Last night I lay in bed with my legs wrapped around my u-shaped pregnancy pillow with the fan blowing right on me. I had slathered my legs in my lavender/melatonin sleepytime lotion. Oh what a feeling. The air from the fan and the impact of the lotion blended into a powerful drifty sensation. The fiancee got me both the pillow and the fan. Yes I love him for who he apart from what he does for me is but boy do I feel so very sweet towards him for getting me the pillow and the fan.
Pregnancy is a crazy concept in the abstract but there’s such an immediacy to the physical experience the abstract seems pretty far away. The most important things for me to figure out are where and when I will go to the bathroom, where and when I will sit down, where and when I will eat.
And maybe it’s because I’m not young that I’ve more than given myself fully over to the immediacy. I am being very self-centered these days. Other people’s comfort and sense of wellbeing is such a far distant priority to my own. And before I know it there’s going to be a baby I gotta prioritize before anything or anyone else for awhile, so….I’m not in the mood to tamp down the selfishness.
I’ve been called selfish for detransition stuff for awhile. Not just me, I see other detransitioners get called that all the time. There’s so many detransitioners these days. I don’t know hardly anyone personally anymore, the club is too big. I guess I would say in our defense that the best we can hope to do as people is be balanced in what we focus on. There are times to be very focused on making the world a comfortable place for you. There are times to be very focused on making the world a comfortable place for others. Then you add in the distinction between needs and wants- do other people’s wants take precedence over your needs? Do your wants take precedence over other people’s needs?
There are people who were raised to think their wants were needs and they get very angry when their wants aren’t given to them. There are people who were raised to think their needs were wants and they tend to get very sad, because they starve themselves over the long haul of what people generally do bottom line NEED, and they wonder “what is wrong with me I can’t be ok with so little?”
It’s hard to pin down who is who. If you care about being a good person you can drive yourself crazy trying to make sense of these distinctions.
And then you may encounter some people who really want to make you happy and comfortable. And if you aren’t the kind of person who knows what her needs are, versus her wants, you will not be able to tell them how to make you happy and comfortable, despite their interest in exactly that, and everyone will be left confused and saddened by the interaction.

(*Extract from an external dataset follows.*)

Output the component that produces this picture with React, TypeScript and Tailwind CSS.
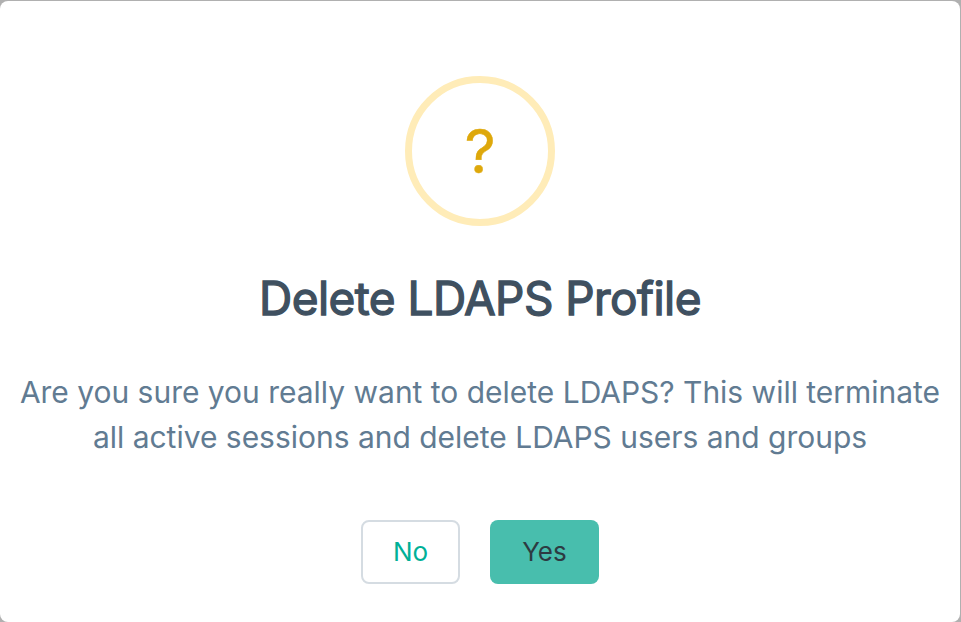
export default function App() {
  return (
    <div className="h-[622px] w-[961px] bg-[#b0b0b0] pt-px pr-px font-[Inter,sans-serif]">
      <div
        role="dialog"
        aria-labelledby="dialog-title"
        className="flex h-[621px] w-[960px] flex-col items-center rounded-lg bg-white"
      >
        <div className="mt-[75px] flex h-[150px] w-[150px] items-center justify-center rounded-full border-[7px] border-[#ffecb8]">
          <span className="text-[61px] leading-none text-[#dea80b] [-webkit-text-stroke:0.4px_#dea80b]">?</span>
        </div>
        <h2
          id="dialog-title"
          className="mt-[42px] text-[46px] leading-[60px] font-normal tracking-[-0.57px] text-[#3f5060] [-webkit-text-stroke:1.3px_#3f5060]"
        >
          Delete LDAPS Profile
        </h2>
        <p className="mt-[42px] text-center text-[29.97px] leading-[45px] whitespace-nowrap text-[#617b92]">
          Are you sure you really want to delete LDAPS? This will terminate
          <br />
          all active sessions and delete LDAPS users and groups
        </p>
        <div className="mt-[60px] flex gap-[30px]">
          <button className="h-16 w-[99px] rounded-lg border-2 border-[#d5dce2] bg-white pb-0.5 text-[26px] text-[#00b097]">
            No
          </button>
          <button className="h-16 w-[109px] rounded-lg bg-[#48bead] pb-0.5 text-[26px] text-[#2d3b42]">
            Yes
          </button>
        </div>
      </div>
    </div>
  );
}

Life is just kind of impossible that way. Life looks so complex to me at times it seems useless to use words in relation to it. You describe something- there’s it’s counterpoint, then a counterpoint to the counterpoint, and so on, and so forth.
I have chicken thighs in the crockpot to eat tonight. I’m cooking them in yogurt and paprika. Oh, and now that I thought of it I have to get a fair amount of garlic in there. It just rained, lightly, and the birds are all shoting at each other. My dog is growling at them, but I suspect he’s worked up that he hasn’t gotten a walk yet today. I have to time the walk right, so that I don’t have to pee halfway through it and if I need to nap after, before working, I can.

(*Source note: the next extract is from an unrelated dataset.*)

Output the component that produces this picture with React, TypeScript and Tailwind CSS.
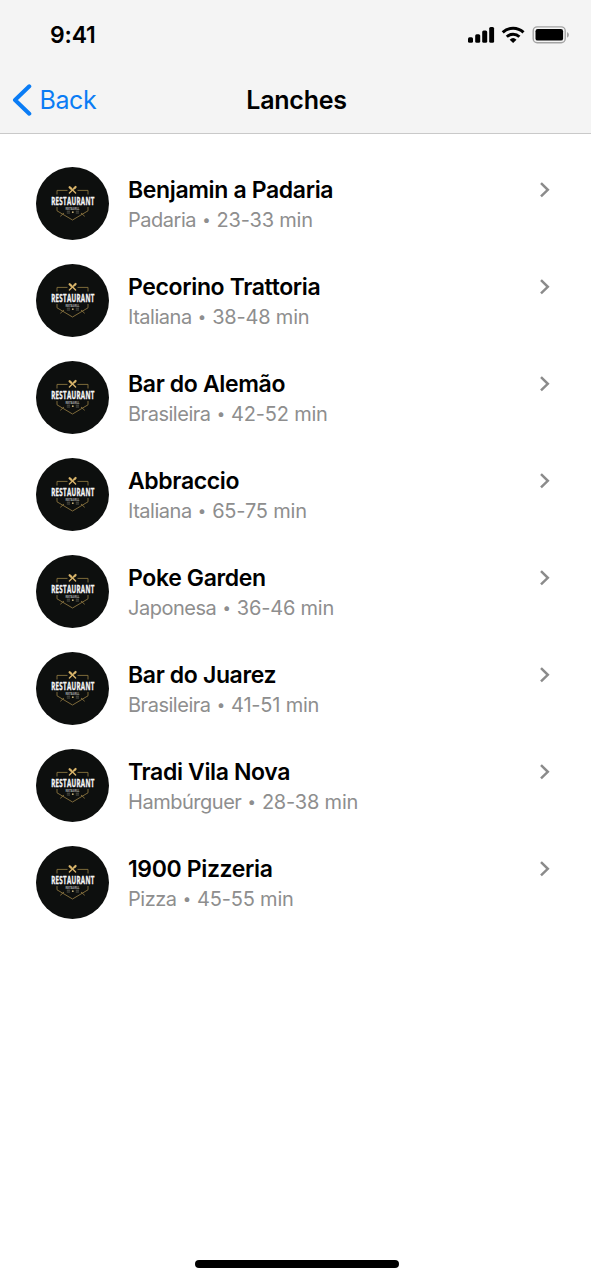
type Restaurant = {
  name: string;
  kind: string;
  time: string;
};

const restaurants: Restaurant[] = [
  { name: "Benjamin a Padaria", kind: "Padaria", time: "23-33 min" },
  { name: "Pecorino Trattoria", kind: "Italiana", time: "38-48 min" },
  { name: "Bar do Alemão", kind: "Brasileira", time: "42-52 min" },
  { name: "Abbraccio", kind: "Italiana", time: "65-75 min" },
  { name: "Poke Garden", kind: "Japonesa", time: "36-46 min" },
  { name: "Bar do Juarez", kind: "Brasileira", time: "41-51 min" },
  { name: "Tradi Vila Nova", kind: "Hambúrguer", time: "28-38 min" },
  { name: "1900 Pizzeria", kind: "Pizza", time: "45-55 min" },
];

function StatusIcons() {
  return (
    <svg width="103" height="20" viewBox="0 0 103 20" className="block">
      <g fill="#000">
        <rect x="2" y="12.2" width="5" height="5.6" rx="1.5" />
        <rect x="9.2" y="9.2" width="5" height="8.6" rx="1.5" />
        <rect x="16.2" y="5.6" width="5" height="12.2" rx="1.5" />
        <rect x="23.2" y="2" width="4.9" height="15.8" rx="1.5" />
      </g>
      <g fill="none" stroke="#000" strokeWidth="3">
        <path d="M36.7 7.3 A15.2 15.2 0 0 1 57.5 7.3" />
        <path d="M40.8 11.8 A9 9 0 0 1 53.4 11.8" />
      </g>
      <path d="M43.7 14.7 A5 5 0 0 1 50.5 14.7 L47.1 18.1 Z" fill="#000" />
      <rect x="67.2" y="1.9" width="32" height="15.9" rx="4" fill="none" stroke="#a3a3a3" strokeWidth="1.4" />
      <rect x="69.5" y="4.1" width="27.6" height="11.5" rx="2.2" fill="#000" />
      <path d="M101 7 Q103 8 103 9.8 Q103 11.7 101 12.8 Z" fill="#a3a3a3" />
    </svg>
  );
}

function Avatar() {
  return (
    <svg width="73" height="73" viewBox="0 0 73 73" className="block shrink-0">
      <circle cx="36.5" cy="36.5" r="36.5" fill="#0d0f0e" />
      <g fill="none" stroke="#8a7440" strokeWidth="0.9">
        <path d="M21 27.5 V23.4 H31.5 M41.5 23.4 H52 V27.5" />
        <path d="M21 40 V43.8 L36.5 53 L52 43.8 V40" />
        <path d="M24.3 49.3 L28 46 M48.7 49.3 L45 46" />
      </g>
      <g stroke="#d8b46a" strokeLinecap="round" fill="none">
        <path d="M34.2 20.6 L39.6 26 M39 20.6 L33.4 26" strokeWidth="1.4" />
        <path d="M33.6 20.2 L35.2 21.8 M38.4 21.2 L39.6 20" strokeWidth="2.2" />
      </g>
      <g fontFamily="'Open Sans', sans-serif" fontWeight="700">
        <g transform="translate(15.2 37.6) scale(0.595 1)">
          <text fontSize="10.4" letterSpacing="0.5" fill="#f5f5f5" stroke="#f5f5f5" strokeWidth="0.35">
            RESTAURANT
          </text>
        </g>
        <g transform="translate(29.5 42.7) scale(0.65 1)">
          <text fontSize="3.6" fill="#b5b5b5">REST&amp;GRILL</text>
        </g>
      </g>
      <g stroke="#66645b" strokeWidth="0.8">
        <path d="M30.8 44.2 H34 M30.8 46 H34 M39.8 44.2 H43 M39.8 46 H43" />
      </g>
      <circle cx="36.8" cy="45.2" r="0.9" fill="#c8b27a" />
    </svg>
  );
}

function Row({ name, kind, time }: Restaurant) {
  return (
    <li className="flex h-[73px]">
      <Avatar />
      <div className="ml-[19px] flex-1 pt-2">
        <div className="text-[23px] leading-[30px] font-semibold tracking-[-0.36px] text-black">{name}</div>
        <div className="flex text-[20px] leading-[30px] tracking-[-0.2px] text-[#8e8e8e]">
          <span className="tracking-[-0.48px]">{kind}</span>
          <span className="w-[20.5px] text-center text-[15px]">•</span>
          <span>{time}</span>
        </div>
      </div>
      <svg width="12" height="18" viewBox="0 0 12 18" className="mt-[14px] mr-[1.5px] block shrink-0">
        <path d="M2 2.2 L8.8 8.8 L2 15.4" fill="none" stroke="#8b8b8b" strokeWidth="2.5" />
      </svg>
    </li>
  );
}

export default function App() {
  return (
    <div className="flex h-[1280px] w-[591px] flex-col overflow-hidden bg-white font-['Inter',sans-serif]">
      <header className="h-[134px] border-b border-[#c9c9c9] bg-[#f4f4f4]">
        <div className="flex h-[70px] items-center justify-between pr-[22px] pl-[50px]">
          <span className="text-[23px] leading-[28px] font-semibold tracking-[-0.2px]">9:41</span>
          <StatusIcons />
        </div>
        <div className="grid h-[60px] grid-cols-[1fr_auto_1fr] items-center">
          <div className="flex items-center pl-3 text-[#0a7cf5]">
            <svg width="20" height="34" viewBox="0 0 20 34" className="block">
              <path d="M17.3 3.3 L3 17 L17.3 30.7" fill="none" stroke="currentColor" strokeWidth="4" strokeLinecap="round" strokeLinejoin="round" />
            </svg>
            <span className="ml-[7.5px] text-[25px] leading-[32px] tracking-[-0.4px]">Back</span>
          </div>
          <h1 className="ml-[2px] text-[25px] leading-[32px] font-semibold tracking-[-0.25px]">Lanches</h1>
        </div>
      </header>
      <ul className="flex flex-1 flex-col gap-6 pt-[33px] pr-[39px] pl-9">
        {restaurants.map((r) => (
          <Row key={r.name} {...r} />
        ))}
      </ul>
      <div className="mb-[12px] ml-[195px] h-2 w-[204px] rounded-full bg-black" />
    </div>
  );
}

There was an Ayn Rand book I read once, I think the only one of her’s I ever finished, where the ” character uses “we” and “us” throughout until the very end where he discovers the word “I.” (And maybe gets shot immediately, I don’t know, it wasn’t such a great book.) Maybe every age parses the balance of “I” vs. “us” as intensely as we seem to be doing. For me, I am getting more into “I.” And I think for me to be an even somewhat calm mother getting deeper into the “I” is important. My hunger, my thirst, my pregnancy pillow, my chicken thighs. Expanding the circle of needs into what were previously considered wants. I need courtesy. I need kindness. I need consideration. There are people who want me to get what I need. Then I guess the hope is I can help the kid think through and act on the distinction between wants and needs.
Another person exists because I needed him to exist. How totally wacky. Now he sits on my bladder whenever he wants. I guess he has limited choices about where to park it. What a trip.